Danish fashion model (born c. 1997)

Frederikke Sofie Falbe-Hansen is a Danish fashion model. She has notably starred in campaigns for Céline, Chloé, Ralph Lauren, and H&M. Her beauty has been compared to the Greek goddess Aphrodite and she is known for her fashionable "geeky" eyeglasses. In 2016, she was a nominee for Models.com Model of the Year Award's Breakout Star of the Year and was runner-up for Street Style Star of the Year.

==Career==
Frederikke Sofie was scouted at a concert in Copenhagen, Denmark and became a model in order to travel the world and make money. Her first fashion shows were walking for Paul Smith, David Koma, Christopher Kane, and Peter Pilotto. She has also walked in fashion shows for Céline, Altuzarra, Jason Wu, Thakoon, Fenty x Puma, DKNY, Marchesa, Narciso Rodriguez, Tommy Hilfiger, Stella McCartney, Jill Stuart, Chanel, Kenzo, Sonia Rykiel, Mugler, Isabel Marant, Lanvin, Giambattista Valli, Missoni, Dolce and Gabbana, Etro, Bottega Veneta, Fendi, Michael Kors, Vera Wang and Carolina Herrera.

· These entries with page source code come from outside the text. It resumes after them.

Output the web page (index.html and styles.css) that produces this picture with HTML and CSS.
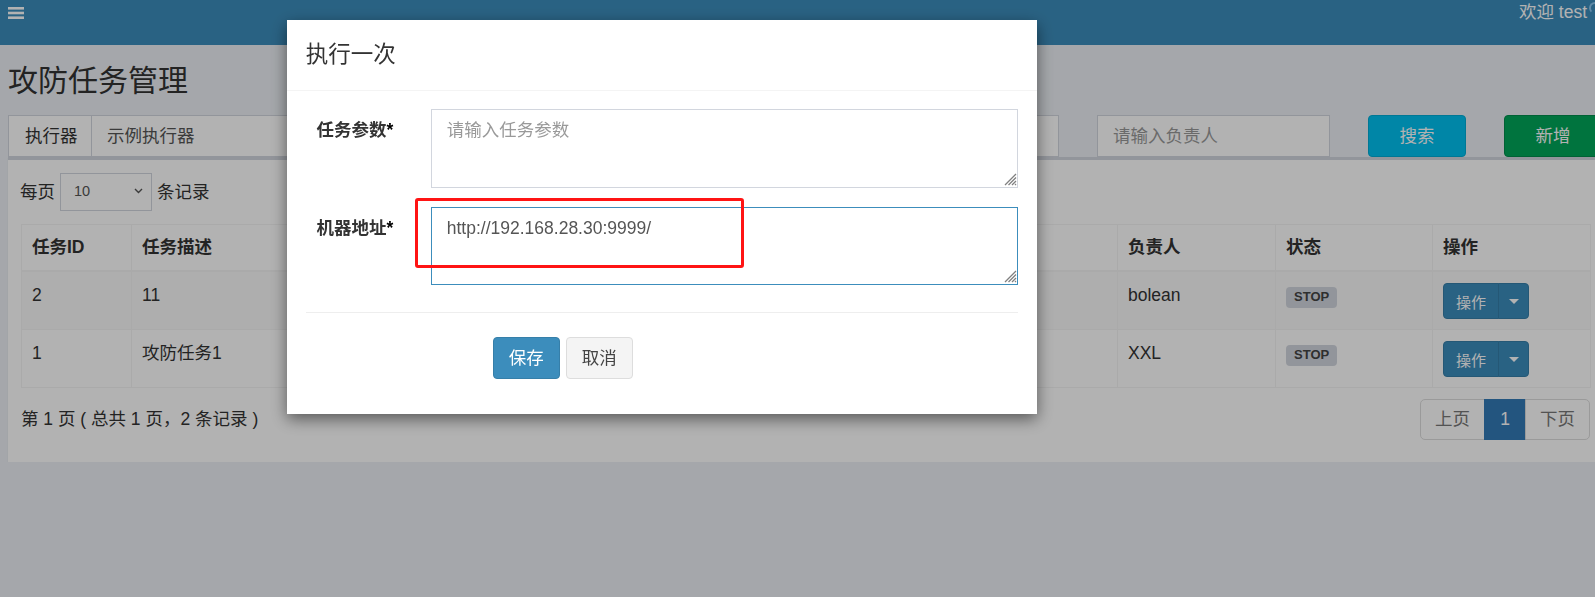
FILE: index.html
```html
<!DOCTYPE html>
<html lang="zh-CN">
<head>
  <meta charset="UTF-8">
  <title>攻防任务管理</title>
  <link rel="stylesheet" href="styles.css">
</head>
<body>
  <header class="main-header">
    <a class="sidebar-toggle">
      <svg width="16" height="12" viewBox="0 0 16 12"><rect x="0" y="0" width="16" height="2.6" fill="#fff"/><rect x="0" y="4.7" width="16" height="2.6" fill="#fff"/><rect x="0" y="9.4" width="16" height="2.6" fill="#fff"/></svg>
    </a>
    <div class="nav-user">欢迎 test<span class="user-arc"></span></div>
  </header>

  <div class="content">
    <h1 class="page-title">攻防任务管理</h1>

    <div class="search-row">
      <div class="input-group">
        <span class="addon">执行器</span>
        <div class="select-box">示例执行器</div>
      </div>
      <div class="text-input desc-input"></div>
      <div class="text-input author-input">请输入负责人</div>
      <button class="btn btn-search">搜索</button>
      <button class="btn btn-add">新增</button>
    </div>

    <div class="box">
      <div class="length-row">
        每页
        <div class="length-select">
          <span>10</span>
          <svg width="9" height="6" viewBox="0 0 9 6"><path d="M1 1 L4.5 4.5 L8 1" fill="none" stroke="#555" stroke-width="1.4"/></svg>
        </div>
        条记录
      </div>

      <table class="job-table">
        <colgroup>
          <col style="width: 110px">
          <col style="width: 330px">
          <col style="width: 328px">
          <col style="width: 328px">
          <col style="width: 158px">
          <col style="width: 157px">
          <col style="width: 158px">
        </colgroup>
        <thead>
          <tr>
            <th>任务ID</th>
            <th>任务描述</th>
            <th></th>
            <th></th>
            <th>负责人</th>
            <th>状态</th>
            <th>操作</th>
          </tr>
        </thead>
        <tbody>
          <tr class="odd">
            <td>2</td>
            <td>11</td>
            <td></td>
            <td></td>
            <td>bolean</td>
            <td><span class="label">STOP</span></td>
            <td>
              <div class="btn-group">
                <button class="btn-op">操作</button>
                <button class="btn-caret"><span class="caret"></span></button>
              </div>
            </td>
          </tr>
          <tr>
            <td>1</td>
            <td>攻防任务1</td>
            <td></td>
            <td></td>
            <td>XXL</td>
            <td><span class="label">STOP</span></td>
            <td>
              <div class="btn-group">
                <button class="btn-op">操作</button>
                <button class="btn-caret"><span class="caret"></span></button>
              </div>
            </td>
          </tr>
        </tbody>
      </table>

      <div class="pager-row">
        <div class="info">第 1 页 ( 总共 1 页，2 条记录 )</div>
        <ul class="pagination">
          <li>上页</li>
          <li class="active">1</li>
          <li>下页</li>
        </ul>
      </div>
    </div>
  </div>

  <div class="modal">
    <div class="modal-dialog">
      <div class="modal-header">
        <h4 class="modal-title">执行一次</h4>
      </div>
      <div class="modal-body">
        <div class="form-group">
          <label class="control-label">任务参数<b>*</b></label>
          <div class="control">
            <textarea class="form-control" placeholder="请输入任务参数"></textarea>
            <svg class="grip" width="13" height="13" viewBox="0 0 13 13"><path d="M12 1 L1 12 M12 4.5 L4.5 12 M12 8 L8 12 M12 11 L11 12" stroke="#808080" stroke-width="1.3"/></svg>
          </div>
        </div>
        <div class="form-group">
          <label class="control-label">机器地址<b>*</b></label>
          <div class="control">
            <textarea class="form-control focused">http://192.168.28.30:9999/</textarea>
            <svg class="grip" width="13" height="13" viewBox="0 0 13 13"><path d="M12 1 L1 12 M12 4.5 L4.5 12 M12 8 L8 12 M12 11 L11 12" stroke="#808080" stroke-width="1.3"/></svg>
          </div>
        </div>
        <hr>
        <div class="form-actions">
          <button class="btn-save">保存</button>
          <button class="btn-cancel">取消</button>
        </div>
      </div>
      <div class="highlight"></div>
    </div>
  </div>
</body>
</html>
```

FILE: styles.css
```css
body {
  margin: 0;
  font-family: "Liberation Sans", "Noto Sans CJK SC", sans-serif;
  font-size: 17.5px;
  line-height: 25px;
  color: #333;
  background-color: #ecf0f5;
  overflow: hidden;
}
.main-header {
  height: 45px;
  background-color: #3c8dbc;
  display: flex;
  justify-content: space-between;
  align-items: flex-start;
}
.sidebar-toggle {
  display: block;
  padding: 7px 8px;
  line-height: 0;
}
.nav-user {
  color: #fff;
  line-height: 25px;
  display: flex;
  align-items: flex-start;
  white-space: nowrap;
}
.user-arc {
  display: inline-block;
  width: 12px;
  height: 12px;
  margin: 2px -6px 0 2px;
  border: 2px solid transparent;
  border-top-color: #8cc8f0;
  border-left-color: #8cc8f0;
  border-radius: 50%;
  box-sizing: border-box;
}
.content {
  width: 1595px;
  padding: 0 8px;
  box-sizing: border-box;
}
.page-title {
  margin: 19px 0 18px;
  font-size: 30px;
  line-height: 33px;
  font-weight: normal;
}
.search-row {
  display: flex;
  gap: 38px;
  height: 42px;
}
.input-group {
  display: flex;
  width: 412px;
  flex-shrink: 0;
}
.addon, .select-box, .text-input {
  border: 1px solid #d2d6de;
  background: #fff;
  box-sizing: border-box;
  height: 42px;
  line-height: 40px;
  padding: 0 15px;
  white-space: nowrap;
}
.addon {
  width: 84px;
  padding: 0 15px 0 16px;
}
.select-box {
  flex: 1;
  border-left: none;
  color: #555;
}
.text-input {
  color: #999;
  flex-shrink: 0;
}
.desc-input {
  width: 601px;
}
.author-input {
  width: 233px;
}
.btn {
  width: 98px;
  height: 42px;
  flex-shrink: 0;
  border-radius: 4px;
  color: #fff;
  font: inherit;
  cursor: pointer;
}
.btn-search {
  background-color: #00c0ef;
  border: 1px solid #00acd6;
}
.btn-add {
  background-color: #00a65a;
  border: 1px solid #008d4c;
}
.box {
  width: 1595px;
  height: 305px;
  background: #fff;
  border-top: 3px solid #d2d6de;
  box-shadow: 0 1px 1px rgba(0, 0, 0, 0.1);
  padding: 13px;
  box-sizing: border-box;
}
.length-row {
  display: flex;
  align-items: center;
  gap: 5px;
  height: 38px;
  margin-left: -1px;
}
.length-select {
  width: 92px;
  height: 38px;
  box-sizing: border-box;
  border: 1px solid #d2d6de;
  display: flex;
  justify-content: space-between;
  align-items: center;
  padding: 0 8px 2px 13px;
  font-size: 14.5px;
  color: #555;
}
.job-table {
  margin-top: 13px;
  width: 1569px;
  table-layout: fixed;
  border-collapse: collapse;
  border: 1px solid #f4f4f4;
}
.job-table th, .job-table td {
  border: 1px solid #f4f4f4;
  padding: 10px;
  height: 25px;
  text-align: left;
  vertical-align: top;
  white-space: nowrap;
  overflow: hidden;
}
.job-table td {
  padding-top: 11px;
}
.job-table th {
  border-bottom: 2px solid #f4f4f4;
  font-weight: bold;
}
.job-table tr.odd td {
  background-color: #f9f9f9;
}
.label {
  display: inline-block;
  margin-top: 4px;
  padding: 3px 8px 5px;
  font-size: 13px;
  line-height: 13px;
  font-weight: bold;
  color: #444;
  background-color: #d2d6de;
  border-radius: 4px;
}
.btn-group {
  display: inline-flex;
  height: 36px;
}
.btn-op, .btn-caret {
  height: 36px;
  background-color: #3c8dbc;
  border: 1px solid #367fa9;
  color: #fff;
  font-family: inherit;
  font-size: 15px;
  cursor: pointer;
}
.btn-op {
  width: 56px;
  padding: 0;
  border-radius: 4px 0 0 4px;
}
.btn-caret {
  width: 31px;
  margin-left: -1px;
  padding: 0;
  border-radius: 0 4px 4px 0;
  display: flex;
  justify-content: center;
  align-items: center;
}
.caret {
  display: block;
  width: 0;
  height: 0;
  border-top: 5px solid #fff;
  border-left: 5px solid transparent;
  border-right: 5px solid transparent;
}
.pager-row {
  width: 1569px;
  margin-top: 11px;
  display: flex;
  justify-content: space-between;
  align-items: center;
}
.pagination {
  display: flex;
  list-style: none;
  margin: 0;
  padding: 0;
  height: 41px;
}
.pagination li {
  width: 65px;
  box-sizing: border-box;
  border: 1px solid #ddd;
  margin-left: -1px;
  line-height: 39px;
  text-align: center;
  color: #777;
  background: #fff;
}
.pagination li:first-child {
  border-radius: 5px 0 0 5px;
}
.pagination li:last-child {
  border-radius: 0 5px 5px 0;
}
.pagination li.active {
  width: 42px;
  background-color: #337ab7;
  border-color: #337ab7;
  color: #fff;
}
.modal {
  position: fixed;
  top: 0;
  left: 0;
  right: 0;
  bottom: 0;
  background-color: rgba(0, 0, 0, 0.3);
}
.modal-dialog {
  position: relative;
  width: 750px;
  margin: 20px 0 0 287px;
  background: #fff;
  box-shadow: 0 5px 15px rgba(0, 0, 0, 0.5);
}
.modal-header {
  padding: 18.75px;
  border-bottom: 1px solid #f4f4f4;
}
.modal-title {
  margin: 0;
  font-size: 22.5px;
  line-height: 32px;
  font-weight: normal;
}
.modal-body {
  padding: 18.75px 18.75px 18px;
}
.form-group {
  display: flex;
  margin: 0 -18.75px 18.75px;
}
.control-label {
  width: 125px;
  flex-shrink: 0;
  box-sizing: border-box;
  padding: 9px 18.75px 0;
  text-align: right;
  font-weight: bold;
  white-space: nowrap;
}
.control-label b {
  color: #000;
}
.control {
  flex: 1;
  padding: 0 18.75px;
  position: relative;
}
.form-control {
  display: block;
  width: 100%;
  height: 79px;
  box-sizing: border-box;
  border: 1px solid #d2d6de;
  border-radius: 0;
  padding: 7.5px 15px;
  font: inherit;
  line-height: 25px;
  color: #555;
  outline: none;
  margin: 0;
  resize: none;
}
.form-control::placeholder {
  color: #999;
}
.form-control.focused {
  height: 78px;
  border-color: #3c8dbc;
}
.grip {
  position: absolute;
  right: 20px;
  bottom: 2px;
}
.modal-body hr {
  margin: 27px 0 24px;
  border: 0;
  border-top: 1px solid #eee;
}
.form-actions {
  margin-left: 187px;
  padding-bottom: 17px;
  display: flex;
  gap: 6px;
}
.btn-save, .btn-cancel {
  height: 42px;
  padding: 0 15px;
  border-radius: 4px;
  font: inherit;
  cursor: pointer;
}
.btn-save {
  background-color: #3c8dbc;
  border: 1px solid #367fa9;
  color: #fff;
}
.btn-cancel {
  background-color: #f4f4f4;
  border: 1px solid #ddd;
  color: #444;
}
.highlight {
  position: absolute;
  left: 128px;
  top: 178px;
  width: 329px;
  height: 70px;
  border: 3px solid #ff1414;
  border-radius: 3px;
  box-sizing: border-box;
  pointer-events: none;
}
```
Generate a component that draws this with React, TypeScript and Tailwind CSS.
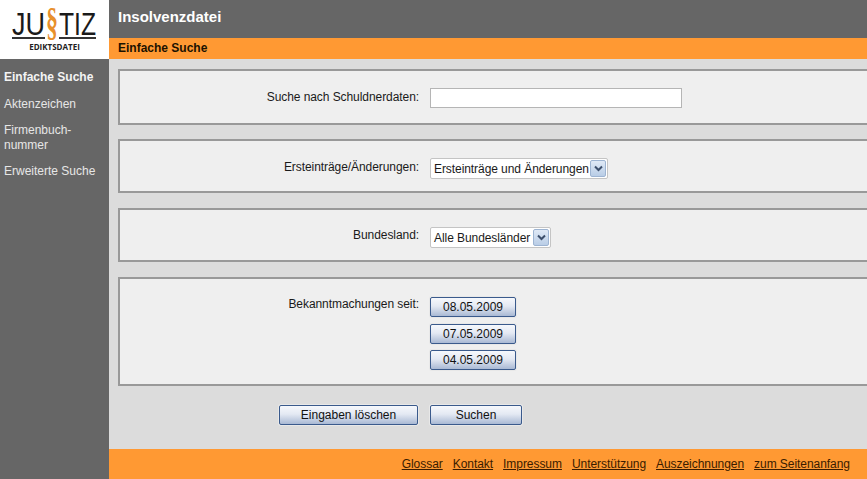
const font = "font-['Liberation_Sans',Arial,sans-serif]";
const btn =
  "h-[20px] rounded-[2px] border border-[#3a5a8c] bg-[linear-gradient(#f6f8fc,#e4e9f3_45%,#a9b9d4)] text-[12px] text-[#111] shadow-[0_0_0_1px_#e8e8e8]";

function Select({ label, width }: { label: string; width: string }) {
  return (
    <div className={`flex h-[21px] items-center justify-between rounded-[2px] border border-[#c4c4c4] bg-white pl-[3px] pr-[1px] whitespace-nowrap ${width}`}>
      <span className="text-[12px] tracking-[-0.07px] text-[#1a1a1a]">{label}</span>
      <span className="flex h-[17px] w-[16px] items-center justify-center rounded-[2px] border border-[#9db4d2] bg-[linear-gradient(#dfe9f6,#b9cde6)]">
        <svg width="9" height="7" viewBox="0 0 9 7" fill="none">
          <path d="M1 1.5 4.5 5 8 1.5" stroke="#3c4f6c" strokeWidth="2" />
        </svg>
      </span>
    </div>
  );
}

function Panel({ label, height, labelTop, children }: { label: string; height: string; labelTop: string; children: React.ReactNode }) {
  return (
    <div className={`flex border-y-2 border-l-2 border-[#999999] bg-[#efefef] ${height}`}>
      <div className={`w-[310px] pr-[11px] text-right text-[12px] leading-[20px] tracking-[-0.07px] text-[#1a1a1a] ${labelTop}`}>
        {label}
      </div>
      <div className="pt-[17px]">{children}</div>
    </div>
  );
}

function Logo() {
  return (
    <div className="h-[59px] bg-white">
      <svg width="109" height="59" viewBox="0 0 109 59">
        <text x="12" y="35" fontFamily="Liberation Sans" fontSize="31" fill="#1a1a1a" textLength="33" lengthAdjust="spacingAndGlyphs">JU</text>
        <text x="59" y="35" fontFamily="Liberation Sans" fontSize="31" fill="#1a1a1a" textLength="37" lengthAdjust="spacingAndGlyphs">TIZ</text>
        <text x="52" y="35" textAnchor="middle" fontFamily="Liberation Serif" fontWeight="700" fontSize="40" fill="#e8902c" textLength="12" lengthAdjust="spacingAndGlyphs">§</text>
        <rect x="12" y="37" width="33" height="2" fill="#333" />
        <rect x="59" y="37" width="37" height="2" fill="#333" />
        <text x="54.5" y="50" textAnchor="middle" fontFamily="Open Sans" fontWeight="700" fontSize="8" fill="#222">EDIKTSDATEI</text>
      </svg>
    </div>
  );
}

export default function App() {
  const links = ["Glossar", "Kontakt", "Impressum", "Unterstützung", "Auszeichnungen", "zum Seitenanfang"];
  return (
    <div className={`${font} flex h-[479px] w-[867px] overflow-hidden bg-[#dcdcdc]`}>
      <div className="w-[109px] shrink-0 bg-[#666666]">
        <Logo />
        <div className="pt-[10px] pl-[4px] text-[12px] text-[#e6e6e6]">
          <div className="leading-[16px] font-bold text-[#f4f4f4]">Einfache Suche</div>
          <div className="mt-[11px] leading-[16px]">Aktenzeichen</div>
          <div className="mt-[11px] leading-[15px]">Firmenbuch-<br />nummer</div>
          <div className="mt-[10px] leading-[16px]">Erweiterte Suche</div>
        </div>
      </div>
      <div className="flex min-w-0 flex-1 flex-col">
        <div className="h-[38px] bg-[#666666] pt-[7px] pl-[9px] text-[15px] leading-[20px] font-bold text-white">
          Insolvenzdatei
        </div>
        <div className="h-[21px] bg-[#ff9933] pl-[9px] text-[12px] leading-[21px] font-bold text-[#1c1200]">
          Einfache Suche
        </div>
        <div className="flex flex-1 flex-col pt-[10px] pl-[9px]">
          <Panel label="Suche nach Schuldnerdaten:" height="h-[56px]" labelTop="pt-[16px]">
            <div className="h-[20px] w-[252px] border border-[#b5b5b5] bg-white" />
          </Panel>
          <div className="mt-[14px]">
            <Panel label="Ersteinträge/Änderungen:" height="h-[54px]" labelTop="pt-[16px]">
              <Select label="Ersteinträge und Änderungen" width="w-[178px]" />
            </Panel>
          </div>
          <div className="mt-[15px]">
            <Panel label="Bundesland:" height="h-[54px]" labelTop="pt-[15px]">
              <Select label="Alle Bundesländer" width="w-[121px]" />
            </Panel>
          </div>
          <div className="mt-[15px]">
            <Panel label="Bekanntmachungen seit:" height="h-[109px]" labelTop="pt-[15px]">
              <div className="flex flex-col gap-[6.5px] pt-[1px]">
                <button className={`${btn} w-[86px]`}>08.05.2009</button>
                <button className={`${btn} w-[86px]`}>07.05.2009</button>
                <button className={`${btn} w-[86px]`}>04.05.2009</button>
              </div>
            </Panel>
          </div>
          <div className="mt-[19px] flex gap-[12px] pl-[161px]">
            <button className={`${btn} w-[139px]`}>Eingaben löschen</button>
            <button className={`${btn} w-[92px]`}>Suchen</button>
          </div>
        </div>
        <div className="flex h-[30px] items-center justify-end gap-[10px] bg-[#ff9933] pr-[17px] text-[12px] tracking-[-0.05px] text-[#3a1c00]">
          {links.map((l) => (
            <a key={l} className="underline">{l}</a>
          ))}
        </div>
      </div>
    </div>
  );
}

In magazines she has appeared in American Vogue, Vogue Italia, Vogue China, Vogue Germany, Vogue Paris, British Vogue, i-D Magazine, W Magazine, L'Officiel, WSJ, and CR Fashion Book.

==Image and style==
In the fashion world, Frederikke Sofie is well known for her wavy blonde hair and her street style which has been celebrated by magazines like Vogue, Vogue Paris, W, and Women's Wear Daily.